Una nuova generazione di giovani, per lo più teenager alle prime esperienze sociali, si sta imponendo sulla scena globale per richiamare tutti i governi e gli organismi internazionali sull’emergenza climatica che stiamo vivendo. Rimproverando al sistema di potere politico ed economico dominante le proprie responsabilità, senza sconti, e inchiodando tutti ad una sorta di obbligo generazionale per quanto non è ancora stato fatto per arrestare la distruzione di acqua-terra-aria. Individuando con chiarezza in questo sistema di sviluppo capitalistico finanziario le gravi colpe per la depauperizzazione del pianeta e per lo sfruttamento insensato delle sue risorse naturali; per il processo degenerativo che si è innescato, irreversibile se non si interviene subito, di ristorare l’enorme impatto antropico che l’uomo produce.
Sono troppe le evidenze scientifiche che lo stanno dimostrando, poche le azioni messe in atto dai vari governi, nonostante i protocolli internazionali e le dichiarazioni di intenti degli ultimi anni. Troppo lenta la capacità di reazione del sistema capitalistico, visti gli interessi in gioco. Ma i giovani vanno avanti con coraggio e senza sosta; guardano al loro futuro, chiamando in causa le responsabilità anche di donne e uomini del mondo del lavoro.
In questo contesto si è inserito lo sciopero globale del 27 settembre scorso, proclamato per il nostro paese anche dalla Federazione lavoratori della conoscenza della Cgil, sulla base di due ragionamenti prevalenti.

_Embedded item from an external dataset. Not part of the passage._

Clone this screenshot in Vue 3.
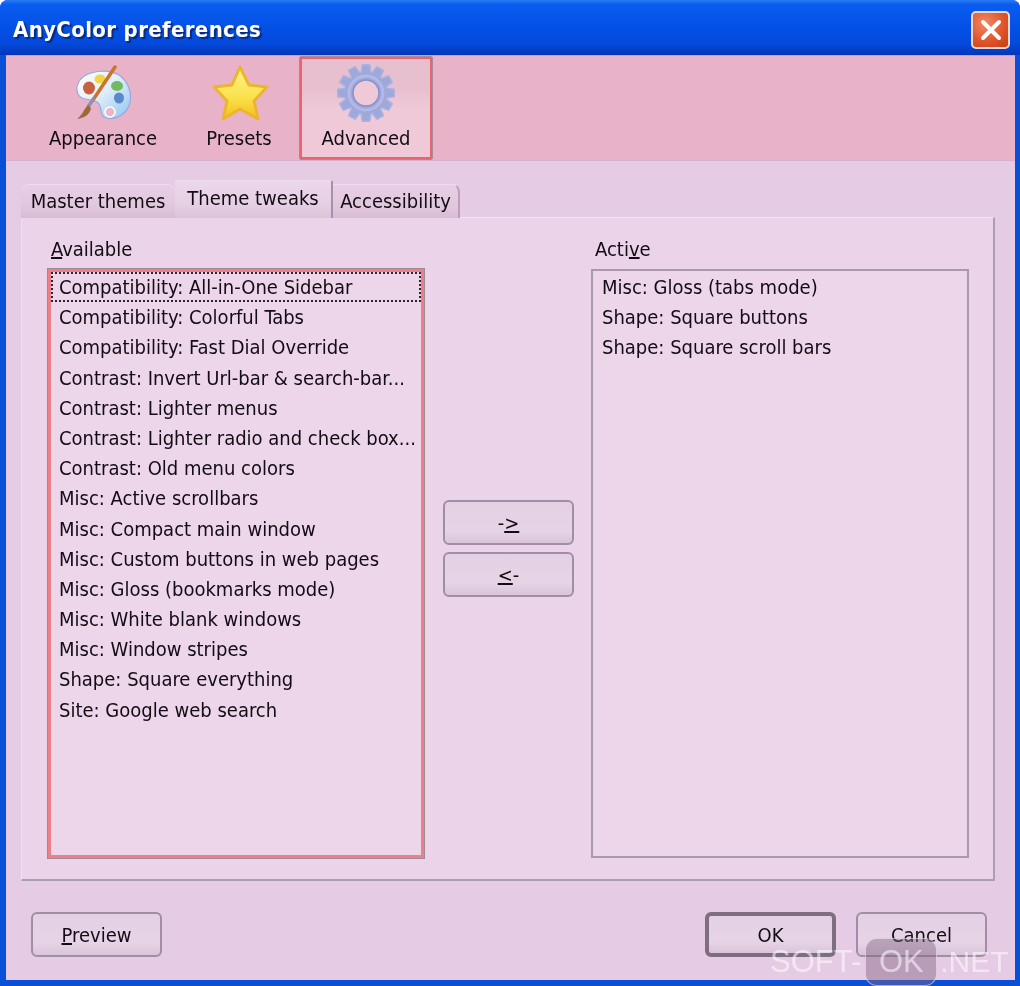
<script setup>
const available = [
  'Compatibility: All-in-One Sidebar',
  'Compatibility: Colorful Tabs',
  'Compatibility: Fast Dial Override',
  'Contrast: Invert Url-bar & search-bar...',
  'Contrast: Lighter menus',
  'Contrast: Lighter radio and check box...',
  'Contrast: Old menu colors',
  'Misc: Active scrollbars',
  'Misc: Compact main window',
  'Misc: Custom buttons in web pages',
  'Misc: Gloss (bookmarks mode)',
  'Misc: White blank windows',
  'Misc: Window stripes',
  'Shape: Square everything',
  'Site: Google web search'
]
const active = ['Misc: Gloss (tabs mode)', 'Shape: Square buttons', 'Shape: Square scroll bars']

function gearPath(cx, cy, outer, root, teeth) {
  const step = (Math.PI * 2) / teeth
  const pts = []
  for (let i = 0; i < teeth; i++) {
    const a = i * step - Math.PI / 2
    const o = [[root, -0.5], [outer, -0.3], [outer, 0.3], [root, 0.5]]
    for (const [r, k] of o) {
      const t = a + k * step * 0.85
      pts.push(`${(cx + r * Math.cos(t)).toFixed(2)} ${(cy + r * Math.sin(t)).toFixed(2)}`)
    }
  }
  return 'M' + pts.join('L') + 'Z'
}
const gear = gearPath(30, 30, 28.5, 21.5, 12)
</script>

<template>
  <div class="window">
    <header class="titlebar">
      <span class="title">AnyColor preferences</span>
      <button class="close" aria-label="Close">
        <svg width="24" height="24" viewBox="0 0 24 24"><path d="M4 4L20 20M20 4L4 20" stroke="#fff" stroke-width="4" stroke-linecap="round" /></svg>
      </button>
    </header>

    <main class="client">
      <nav class="toolbar">
        <div class="tool tool-appearance">
          <svg width="60" height="60" viewBox="0 0 60 60">
            <defs>
              <linearGradient id="pal" x1="0" y1="0" x2="1" y2="1"><stop offset="0" stop-color="#fff" /><stop offset="0.45" stop-color="#e2f0fb" /><stop offset="1" stop-color="#8fc4ee" /></linearGradient>
            </defs>
            <path d="M7 17C14 8 34 5 46 12C56 19 60 32 56 43C51 54 38 58 31 54C26 50 30 43 24 39C17 35 8 38 5 31C3 26 4 21 7 17Z" fill="url(#pal)" stroke="#9aa8e0" stroke-width="1.2" />
            <ellipse cx="16" cy="25" rx="6" ry="6.5" fill="#c8603f" />
            <ellipse cx="27" cy="16" rx="5.5" ry="4.5" fill="#f1d44a" />
            <ellipse cx="44" cy="23" rx="6" ry="5" fill="#74b862" />
            <ellipse cx="46" cy="35" rx="5" ry="5.5" fill="#5a88cc" />
            <circle cx="37" cy="49" r="5" fill="#eab4cb" stroke="#fff" stroke-width="1.6" />
            <path d="M42 4L20 37" stroke="#c8752a" stroke-width="3.5" stroke-linecap="round" />
            <path d="M21 35L15 44" stroke="#8f8fb4" stroke-width="3.5" />
            <path d="M15 42C11 46 10 51 4 56C11 55 17 52 18 45Z" fill="#9a6a3a" />
          </svg>
          <span>Appearance</span>
        </div>
        <div class="tool tool-presets">
          <svg width="60" height="60" viewBox="0 0 60 60">
            <defs>
              <linearGradient id="star" x1="0" y1="0" x2="0" y2="1"><stop offset="0" stop-color="#fff48c" /><stop offset="0.6" stop-color="#fbe04a" /><stop offset="1" stop-color="#f2bf1c" /></linearGradient>
            </defs>
            <path d="M31 4L40 22L58 24L45 38L49 56L31 46L14 56L18 38L5 24L23 22Z" fill="url(#star)" stroke="#edb52e" stroke-width="3" stroke-linejoin="round" />
          </svg>
          <span>Presets</span>
        </div>
        <div class="tool tool-advanced">
          <svg width="60" height="60" viewBox="0 0 60 60">
            <path :d="gear" fill="#9ea8da" stroke="#aab3e2" stroke-width="1.5" stroke-linejoin="round" />
            <circle cx="30" cy="30" r="17" fill="none" stroke="#b2b9e6" stroke-width="3" />
            <circle cx="30" cy="30" r="13" fill="#efc9d7" stroke="#8591cc" stroke-width="1.5" />
          </svg>
          <span>Advanced</span>
        </div>
      </nav>

      <section class="content">
        <div class="tabs">
          <div class="tab tab-first">Master themes</div>
          <div class="tab tab-on">Theme tweaks</div>
          <div class="tab tab-last">Accessibility</div>
        </div>
        <div class="panel">
          <div class="col col-left">
            <label class="cap"><u>A</u>vailable</label>
            <ul class="list list-focus">
              <li v-for="(t, i) in available" :key="t" :class="{ dotted: i === 0 }">{{ t }}</li>
            </ul>
          </div>
          <div class="mid">
            <button class="btn"><span>-<u>&gt;</u></span></button>
            <button class="btn"><span><u>&lt;</u>-</span></button>
          </div>
          <div class="col col-right">
            <label class="cap">Acti<u>v</u>e</label>
            <ul class="list">
              <li v-for="t in active" :key="t">{{ t }}</li>
            </ul>
          </div>
        </div>
        <footer class="foot">
          <button class="btn"><span><u>P</u>review</span></button>
          <div class="foot-right">
            <button class="btn btn-default">OK</button>
            <button class="btn">Cancel</button>
          </div>
        </footer>
      </section>
    </main>

    <div class="mark">
      <span>SOFT-</span><span class="mark-box">OK</span><span class="mark-net">.NET</span>
    </div>
  </div>
</template>

<style scoped>
.window {
  position: relative;
  width: 1020px;
  height: 986px;
  display: flex;
  flex-direction: column;
  overflow: hidden;
  background: #0a4fd8;
  border-radius: 8px 8px 0 0;
  font-family: "DejaVu Sans Condensed", "DejaVu Sans", sans-serif;
  font-stretch: condensed;
  font-size: 20px;
  color: #120c14;
  filter: blur(0.45px);
}
.titlebar {
  height: 55px;
  flex: none;
  box-sizing: border-box;
  display: flex;
  align-items: center;
  justify-content: space-between;
  padding: 7px 10px 3px 13px;
  background: linear-gradient(180deg, #2a7cf2 0, #0a5cf0 8%, #0450e6 50%, #0449dc 80%, #0336b8 100%);
}
.title {
  color: #fff;
  font-size: 22px;
  font-weight: 700;
  letter-spacing: 0.35px;
  text-shadow: 2px 2px 1px #0a2a80;
}
.close {
  width: 39px;
  height: 38px;
  padding: 0;
  display: flex;
  align-items: center;
  justify-content: center;
  border: 2px solid #f0d8d0;
  border-radius: 5px;
  background: radial-gradient(circle at 35% 30%, #f08a68, #e0552c 55%, #c83c10);
}
.client {
  flex: 1;
  margin: 0 5px 6px 6px;
  display: flex;
  flex-direction: column;
  background: #e6cbe4;
  min-height: 0;
}
.toolbar {
  height: 106px;
  flex: none;
  box-sizing: border-box;
  display: flex;
  background: #e8b3c8;
  border-bottom: 1px solid #d9b0cc;
  border-top: 1px solid #c8a0c8;
}
.tool {
  display: flex;
  flex-direction: column;
  align-items: center;
  box-sizing: border-box;
  height: 104px;
  padding-top: 7px;
  line-height: 30px;
}
.tool svg { display: block; margin-bottom: 0; }
.tool-appearance { width: 134px; margin-left: 30px; }
.tool-presets { width: 134px; margin-left: 2px; padding-top: 7px; }
.tool-advanced {
  width: 134px;
  margin-left: -7px;
  border: 3px solid #e8656e;
  border-radius: 3px;
  outline: 1px solid #a88a9c;
  outline-offset: -1px;
  background: linear-gradient(180deg, #e6c0ce 0, #e8bfcf 30%, #efc9d7 50%, #efc9d7 100%);
  padding-top: 4px;
}
.content {
  flex: 1;
  display: flex;
  flex-direction: column;
  min-height: 0;
  padding: 19px 20px 0 15px;
}
.tabs {
  display: flex;
  height: 38px;
  align-items: flex-end;
  flex: none;
  position: relative;
  z-index: 1;
  margin-bottom: -1px;
}
.tab {
  height: 34px;
  box-sizing: border-box;
  line-height: 33px;
  text-align: center;
  border-radius: 8px 8px 0 0;
  background: linear-gradient(180deg, #e9cfe6 0, #e2c8de 60%, #d8bcd6 100%);
  border-top: 1px solid #f0dcee;
}
.tab-first { width: 154px; }
.tab-on {
  width: 158px;
  height: 38px;
  line-height: 34px;
  background: linear-gradient(180deg, #ecd8ea 0, #e6d0e4 60%, #dcc4da 100%);
  border-radius: 2px 2px 0 0;
  border-right: 2px solid #a890aa;
}
.tab-last {
  width: 127px;
  border-radius: 0 8px 0 0;
  border-right: 2px solid #b9a0b8;
}
.panel {
  height: 664px;
  flex: none;
  box-sizing: border-box;
  display: grid;
  grid-template-columns: 376px 167px 378px;
  padding: 16px 0 21px 26px;
  background: #ebd3e9;
  border-top: 1px solid #f2e4f0;
  border-left: 1px solid #f0e0ee;
  border-right: 2px solid #a8a0ac;
  border-bottom: 2px solid #a8a0ac;
}
.col { display: flex; flex-direction: column; min-height: 0; }
.cap { height: 35px; line-height: 30px; flex: none; padding-left: 3px; }
.col-right .cap { padding-left: 4px; }
.list {
  flex: 1;
  margin: 0;
  padding: 1px 0 0;
  list-style: none;
  box-sizing: border-box;
  border: 2px solid #a89aae;
  background: #edd5ea;
  min-height: 0;
}
.list-focus {
  border: 3px solid #ec7f88;
  outline: 1px solid #9c8a98;
  padding-top: 0;
}
.list li {
  height: 30.2px;
  line-height: 30px;
  padding-left: 9px;
  white-space: nowrap;
}
.list-focus li { padding-left: 8px; }
.list .dotted {
  outline: 2px dotted #2a2430;
  outline-offset: -2px;
}
.mid {
  display: flex;
  flex-direction: column;
  align-items: center;
  gap: 7px;
  padding: 266px 0 0 2px;
}
.btn {
  width: 131px;
  height: 45px;
  padding: 0;
  font: inherit;
  color: inherit;
  border: 2px solid #a08ea6;
  border-radius: 6px;
  background: linear-gradient(180deg, #e4d0e4 0, #e6d4e6 70%, #dac4da 100%);
}
.foot {
  flex: 1;
  display: flex;
  justify-content: space-between;
  padding: 31px 8px 0 10px;
  box-sizing: border-box;
}
.foot-right { display: flex; gap: 20px; }
.btn-default { border: 4px solid #7d6e82; }
.mark {
  position: absolute;
  left: 770px;
  top: 938px;
  height: 48px;
  display: flex;
  align-items: center;
  font-family: "Liberation Sans", sans-serif;
  font-size: 31px;
  color: rgba(255, 255, 255, 0.55);
}
.mark-box {
  width: 72px;
  height: 48px;
  margin: 0 3px 0 4px;
  text-align: center;
  line-height: 46px;
  background: rgba(130, 100, 130, 0.45);
  border-radius: 12px;
  border: 1px solid rgba(255, 255, 255, 0.5);
  box-sizing: border-box;
}
.mark-net { font-size: 30px; }
</style>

Uno chiama in causa appunto il mondo del lavoro su un tema delicato com’è quello della salvaguardia ambientale, ma soprattutto di quale modello di sviluppo vogliamo dotarci per dare risposte alle istanze che con urgenza ci stanno ponendo i giovani di #Fridays for future.
Non è un caso se proprio negli stessi giorni dello sciopero globale le confederazioni Cgil, Cisl e Uil si siano dotate di una piattaforma unitaria sullo “sviluppo sostenibile”, preannunciando una svolta green nelle proprie opzioni di carattere economico, e compiendo una scelta decisa a favore dell’economia circolare da parte del sindacato, quindi del mondo del lavoro, inaspettata solo fino a poco tempo fa. Certo questo non basta, ma è un primo importante risultato dell’incipiente emergenza climatica da un lato e della sensibilità che i giovani ci stanno chiedendo, per una battaglia che non potrà certamente essere vinta senza il mondo del lavoro.
Una svolta green verso un’economia circolare è strettamente connessa alla necessità di superare il grave sfruttamento dell’uomo sull’uomo dell’attuale sistema economico, di riconoscere pienezza dei diritti al mondo del lavoro e di contrastare la sua mercificazione. Il lavoro non è una merce, come non lo sono le risorse naturali del pianeta, che sono a disposizione di tutti e lo dovranno essere anche per il futuro, e non possono essere proprietà privata di pochi.
L’altro elemento determinate è quello di ritenere imprescindibile, come anche i giovani ci dicono, il contributo del mondo della conoscenza per un processo di transizione dall’attuale sistema capitalistico finanziario, che sfrutta senza limiti le risorse naturali e immagina una crescita infinita (ancora senza limiti), ad una economia sostenibile. La scienza rappresenta lo strumento principale di studio e di prevenzione su quanto sta accadendo, ma anche di progettazione per la ricerca di nuovi materiali e strumenti ad impatto zero, o di fonti di energia rinnovabili. Mentre senza l’istruzione non possiamo immaginare una transizione verso un nuovo modello di sviluppo senza mettere al centro l’uomo e l’ecosistema in cui esso è immerso, da cui non si può prescindere e che deve per forza essere salvaguardato.
Senza la conoscenza questa transizione è impensabile. Infatti lo striscione della Flc con cui la delegazione nazionale ha preso parte alla manifestazione romana in occasione dello sciopero di venerdì 27 settembre recitava: “L’istruzione e la scienza per una nuova speranza”.
Se non si connette il mondo del lavoro ai giovani di #Fridays for future, la transizione ad una economia sostenibile e circolare non avrà molte chance di realizzarsi. Per questo il prossimo global climate strike dovrà essere proclamato in Italia dalle nostre confederazioni, e in Europa dalla Ces.